13. The Marriott Fantasy Suite looks like a B- at best. 

14. JoJo wakes up with a full face of make up, but also a messy bun so you know she isn’t high maintenance. And then she runs, RUNS, for the door because that’s how much she likes hanging out with Robby. 

15. Jordan gets a fun beautiful beach date in the sun. I don’t want to say this is a better date than pedicures with Robby but…

16. Supposed athlete Jordan is having a very hard time walking up a small hill. Yep, I definitely believe he is into #sports

17. Honestly huge props to the producer who located this date in a ‘no-kiss zone.’ I have started physically cringing at the sound of JoJo sucking face. And there’s a lot of sound. I know you guys have noticed.

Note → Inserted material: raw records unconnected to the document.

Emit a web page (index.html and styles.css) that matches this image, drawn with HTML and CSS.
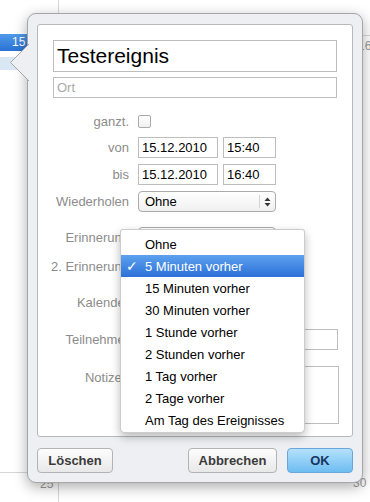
FILE: index.html
```html
<!DOCTYPE html>
<html lang="de">
<head>
<meta charset="utf-8">
<title>Testereignis</title>
<link rel="stylesheet" href="styles.css">
</head>
<body>
<div class="cal">
  <div class="line vl-a"></div>
  <div class="line hl-a"></div>
  <div class="line hl-b"></div>
  <div class="event">15</div>
  <div class="event-sel"></div>
  <div class="daynum dn-16">16</div>
  <div class="daynum dn-25">25</div>
  <div class="daynum dn-30">30</div>
</div>

<div class="popover">
  <svg class="arrow" width="19" height="37" viewBox="0 0 19 37">
    <path d="M19 0 L0.5 18.5 L19 37 Z" fill="#eeeff2"/>
    <path d="M19 0 L0.5 18.5 L19 37" fill="none" stroke="#a6a6a6" stroke-width="1"/>
  </svg>

  <div class="panel">
    <div class="title-field">Testereignis</div>
    <div class="ort-field">Ort</div>

    <div class="row r-ganzt"><span class="lbl">ganzt.</span><span class="cb"></span></div>
    <div class="row r-von"><span class="lbl">von</span><div class="fields"><div class="inp date">15.12.2010</div><div class="inp time">15:40</div></div></div>
    <div class="row r-bis"><span class="lbl">bis</span><div class="fields"><div class="inp date">15.12.2010</div><div class="inp time">16:40</div></div></div>
    <div class="row r-wdh"><span class="lbl">Wiederholen</span><div class="select"><span class="sel-val">Ohne</span><span class="sel-arrows"><svg width="7" height="10" viewBox="0 0 7 10"><path d="M3.5 0.5 L6.5 4 L0.5 4 Z M0.5 6 L6.5 6 L3.5 9.5 Z" fill="#333"/></svg></span></div></div>
    <div class="row r-er1"><span class="lbl">Erinnerung</span><div class="select"><span class="sel-val"></span><span class="sel-arrows"></span></div></div>
    <div class="row r-er2"><span class="lbl">2. Erinnerung</span><div class="select"><span class="sel-val"></span><span class="sel-arrows"></span></div></div>
    <div class="row r-kal"><span class="lbl">Kalender</span><div class="select"><span class="sel-val"></span><span class="sel-arrows"></span></div></div>
    <div class="row r-teil"><span class="lbl">Teilnehmer</span><div class="inp wide"></div></div>
    <div class="row r-not"><span class="lbl">Notizen</span><div class="inp area"></div></div>
  </div>

  <div class="footer">
    <div class="btn b-del">Löschen</div>
    <div class="btn-group">
      <div class="btn b-cancel">Abbrechen</div>
      <div class="btn b-ok">OK</div>
    </div>
  </div>

  <div class="menu">
    <div class="mi">Ohne</div>
    <div class="mi sel"><span class="check">✓</span>5 Minuten vorher</div>
    <div class="mi">15 Minuten vorher</div>
    <div class="mi">30 Minuten vorher</div>
    <div class="mi">1 Stunde vorher</div>
    <div class="mi">2 Stunden vorher</div>
    <div class="mi">1 Tag vorher</div>
    <div class="mi">2 Tage vorher</div>
    <div class="mi">Am Tag des Ereignisses</div>
  </div>
</div>
</body>
</html>
```

FILE: styles.css
```css
* { box-sizing: border-box; }

body {
  margin: 0;
  width: 370px;
  height: 502px;
  position: relative;
  overflow: hidden;
  background: #fff;
  font-family: "Liberation Sans", Arial, sans-serif;
  font-size: 13px;
  color: #000;
}

/* background calendar canvas */
.cal { position: absolute; left: 0; top: 0; width: 370px; height: 502px; }
.line { position: absolute; background: #d6d6d6; }
.vl-a { left: 58px; top: 0; width: 1px; height: 502px; }
.hl-a { left: 0; top: 472px; width: 58px; height: 1px; }
.hl-b { left: 362px; top: 35px; width: 8px; height: 1px; }
.event {
  position: absolute;
  left: 0; top: 34px;
  width: 34px; height: 17px;
  padding-left: 12px;
  background: linear-gradient(#4f9ae9, #2a72d5);
  color: #fff;
  font-size: 12px;
  line-height: 17px;
}
.event-sel {
  position: absolute;
  left: 0; top: 57px;
  width: 34px; height: 13px;
  background: #d9e7f5;
}
.daynum {
  position: absolute;
  font-size: 12px;
  line-height: 14px;
  color: #9a9a9a;
}
.dn-16 { left: 358px; top: 39px; }
.dn-25 { left: 40px; top: 477px; }
.dn-30 { left: 353px; top: 476px; }

/* popover */
.popover {
  position: absolute;
  left: 27px; top: 13px;
  width: 336px; height: 470px;
  border: 1px solid #a6a6a6;
  border-radius: 9px;
  background: #eeeff2;
  padding: 10px 9px 9px 9px;
  box-shadow: 0 4px 14px rgba(0, 0, 0, 0.33);
}
.arrow {
  position: absolute;
  left: -18px; top: 30px;
  display: block;
}

.panel {
  background: #fff;
  border: 1px solid #b9b9b9;
  border-radius: 3px;
  padding: 15px 15px 12px 0;
  display: flex;
  flex-direction: column;
}

.title-field {
  margin-left: 15px;
  height: 32px;
  border: 1px solid #bdbdbd;
  padding-left: 3px;
  font-size: 21px;
  line-height: 30px;
}
.ort-field {
  margin: 5px 0 0 15px;
  height: 21px;
  border: 1px solid #bdbdbd;
  padding-left: 3px;
  line-height: 19px;
  color: #a9a9a9;
}

.row {
  display: grid;
  grid-template-columns: 91px 1fr;
  column-gap: 9px;
  align-items: center;
  height: 21px;
}
.r-ganzt { margin-top: 13px; }
.r-von { margin-top: 5px; }
.r-bis { margin-top: 6px; }
.r-wdh { margin-top: 6px; }
.r-er1 { margin-top: 15px; }
.r-er2 { margin-top: 8px; }
.r-kal { margin-top: 15px; }
.r-teil { margin-top: 16px; }
.r-not { margin-top: 16px; height: 58px; align-items: start; }
.r-not .lbl { padding-top: 4px; }

.lbl {
  text-align: right;
  color: #8c8c8c;
  line-height: 16px;
  white-space: nowrap;
}

.cb {
  width: 13px; height: 13px;
  border: 1px solid #ababab;
  border-radius: 2px;
  background: linear-gradient(#fff, #f0f0f0);
}

.fields { display: flex; gap: 5px; }
.inp {
  height: 21px;
  border: 1px solid #bdbdbd;
  padding-left: 3px;
  line-height: 19px;
  background: #fff;
}
.date { width: 80px; }
.time { width: 53px; }
.wide { width: 200px; }
.area { width: 201px; height: 58px; }

.select {
  width: 138px;
  height: 21px;
  border: 1px solid #ababab;
  border-radius: 4px;
  background: linear-gradient(#ffffff, #f0f0f0);
  display: flex;
  align-items: center;
  padding-left: 6px;
}
.sel-val { flex: 1; line-height: 16px; }
.sel-arrows {
  width: 16px;
  height: 13px;
  border-left: 1px solid #d4d4d4;
  display: flex;
  align-items: center;
  justify-content: center;
}
.sel-arrows svg { display: block; }

/* footer buttons */
.footer {
  margin-top: 11px;
  display: flex;
  justify-content: space-between;
}
.btn-group { display: flex; gap: 10px; }
.btn {
  height: 25px;
  border: 1px solid #b3b3b3;
  border-radius: 4px;
  background: linear-gradient(#fdfdfd, #e8e8e8);
  font-weight: bold;
  color: #3b3b3b;
  display: flex;
  align-items: center;
  justify-content: center;
}
.b-del { width: 76px; }
.b-cancel { width: 89px; }
.b-ok {
  width: 66px;
  border-color: #68a6db;
  background: linear-gradient(#b5e1fb, #6dbdf2);
  color: #17365f;
}

/* dropdown menu (overlay) */
.menu {
  position: absolute;
  left: 92px; top: 215px;
  width: 185px; height: 204px;
  background: #fff;
  border: 1px solid rgba(0, 0, 0, 0.2);
  border-radius: 3px 3px 5px 5px;
  box-shadow: 0 4px 10px rgba(0, 0, 0, 0.28);
  padding-top: 3px;
}
.mi {
  height: 22px;
  padding-left: 24px;
  display: flex;
  align-items: center;
  position: relative;
  white-space: nowrap;
}
.mi.sel {
  background: linear-gradient(#5da1ee, #2c70d9);
  color: #fff;
}
.check {
  position: absolute;
  left: 5px;
  top: 2px;
  font-family: "DejaVu Sans", sans-serif;
  font-size: 14px;
  line-height: 18px;
  font-weight: bold;
}
```
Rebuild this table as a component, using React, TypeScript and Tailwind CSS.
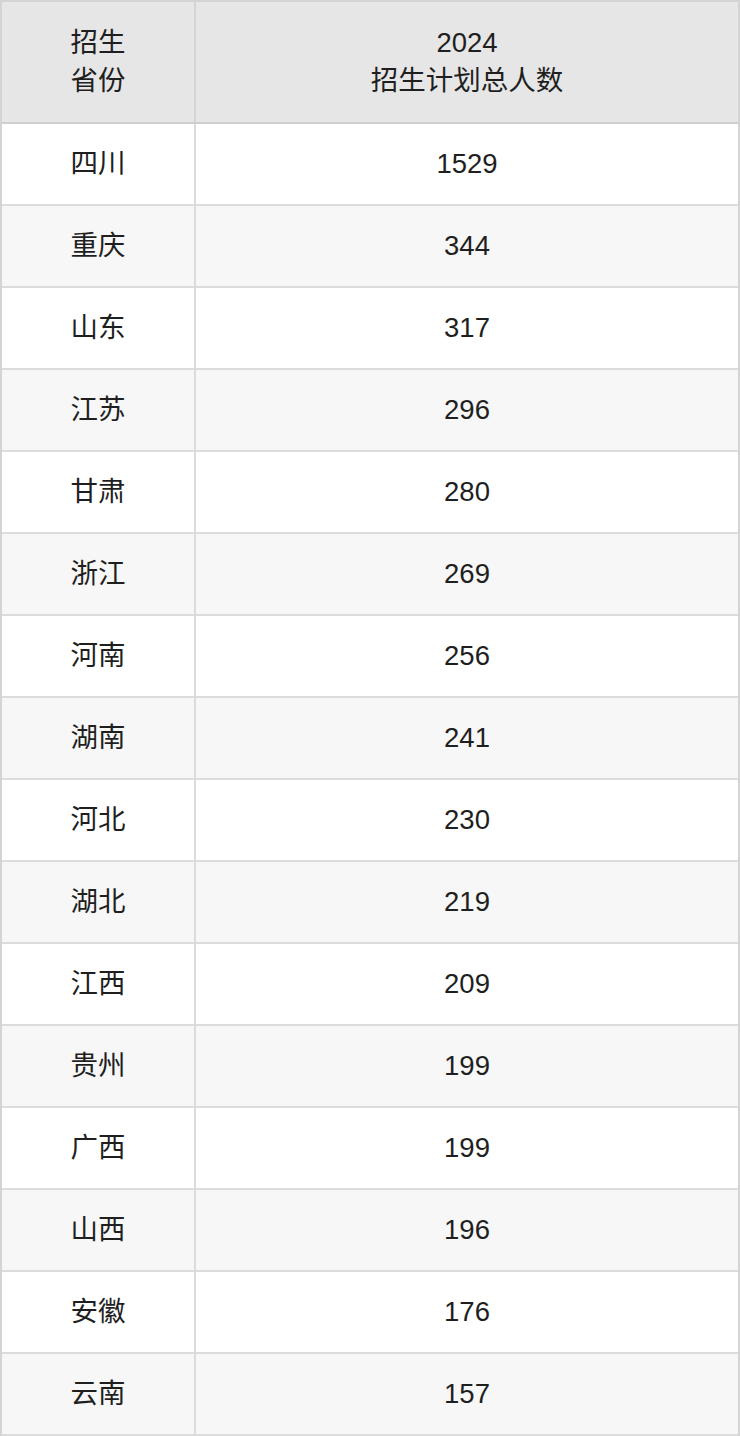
import React from "react";

const rows: [string, string][] = [
  ["四川", "1529"],
  ["重庆", "344"],
  ["山东", "317"],
  ["江苏", "296"],
  ["甘肃", "280"],
  ["浙江", "269"],
  ["河南", "256"],
  ["湖南", "241"],
  ["河北", "230"],
  ["湖北", "219"],
  ["江西", "209"],
  ["贵州", "199"],
  ["广西", "199"],
  ["山西", "196"],
  ["安徽", "176"],
  ["云南", "157"],
];

export default function App() {
  return (
    <div
      className="w-[740px] bg-white text-[#1f1f1f] text-[27.5px] leading-[38px]"
      style={{ fontFamily: '"Liberation Sans", Arial, "Noto Sans CJK SC", sans-serif' }}
    >
      <div className="border-2 border-[#d4d4d4] border-b-0">
        <div className="flex bg-[#e6e6e6] border-b-2 border-[#cfcfcf]">
          <div className="w-[194px] h-[120px] flex items-center justify-center text-center border-r-2 border-[#d4d4d4]">
            招生
            <br />
            省份
          </div>
          <div className="flex-1 h-[120px] flex items-center justify-center text-center">
            2024
            <br />
            招生计划总人数
          </div>
        </div>
        {rows.map(([p, n], i) => (
          <div
            key={i}
            className={`flex border-b-2 border-[#dcdcdc] ${i % 2 === 1 ? "bg-[#f7f7f7]" : "bg-white"}`}
          >
            <div className="w-[194px] h-[80px] flex items-center justify-center border-r-2 border-[#dcdcdc]">
              {p}
            </div>
            <div className="flex-1 h-[80px] flex items-center justify-center">{n}</div>
          </div>
        ))}
      </div>
    </div>
  );
}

18. Guy number 3 — Chase? — I once believed to be a total snooze fest but now I think he might be my favorite. He’s just so dopey, kissing fishes and wearing v-necks. He has no idea what he is doing in the final 3 and neither do I. Whatever. Enjoy your last day on this show, Chase. You deserve to.

19. Surprise! Here is Robby, the lost wet dog. He is here on a surprise which means the producers think he is low key crazy. He is definitely clingy, but crazy?? What were the giveaways here… the overly manicured hair? The eyes? 

20. This doesn’t phase JoJo though, she does not understand how this show works. She sees this surprise drop in as a good thing.  Whelp, see ya Chase.

21. The simple goober rolls into the fantasy sweet, decides it might be a good idea to say I love you, shark eyes and all. It is not a good idea. JoJo is dumping him on the spot. He's too nice, and obviously heterosexual. 

22. Goodbye forever, old dopey wax face. Though this may seem like a hard blow, never forget, that no one even knew why you were here in the first place. 

23. “JoJo make sure you step away to cry during dates as much as humanly possible. The viewers are gonna love it.”

24. I just remembered that Chadbear will be back for the Dudes Tell All episode up next and I think that will give me the strength to get through this bad soap opera scene.

25. Oh JoJo is gonna be so sad she dumped dopey wax face when Jordan wins this whole thing and then never reconciles with big bro Aaron. She might even go back to him and live happily ever after in Colorado with the cool mom. 

26. We can all agree dopey wax face over Robby though right? He’s still in those skin tight white pants

27. This episode is over now. Not a lot happened. I am deeply, truly, over this season of the Bachelorette. I plan to do to it what JoJo did to waxy Chase and dump it right before the finale. She'll end up with Jordan, Robby will go out with a wet dog whimper. I'm fucking ready for CHAD X LACE in Paradise though.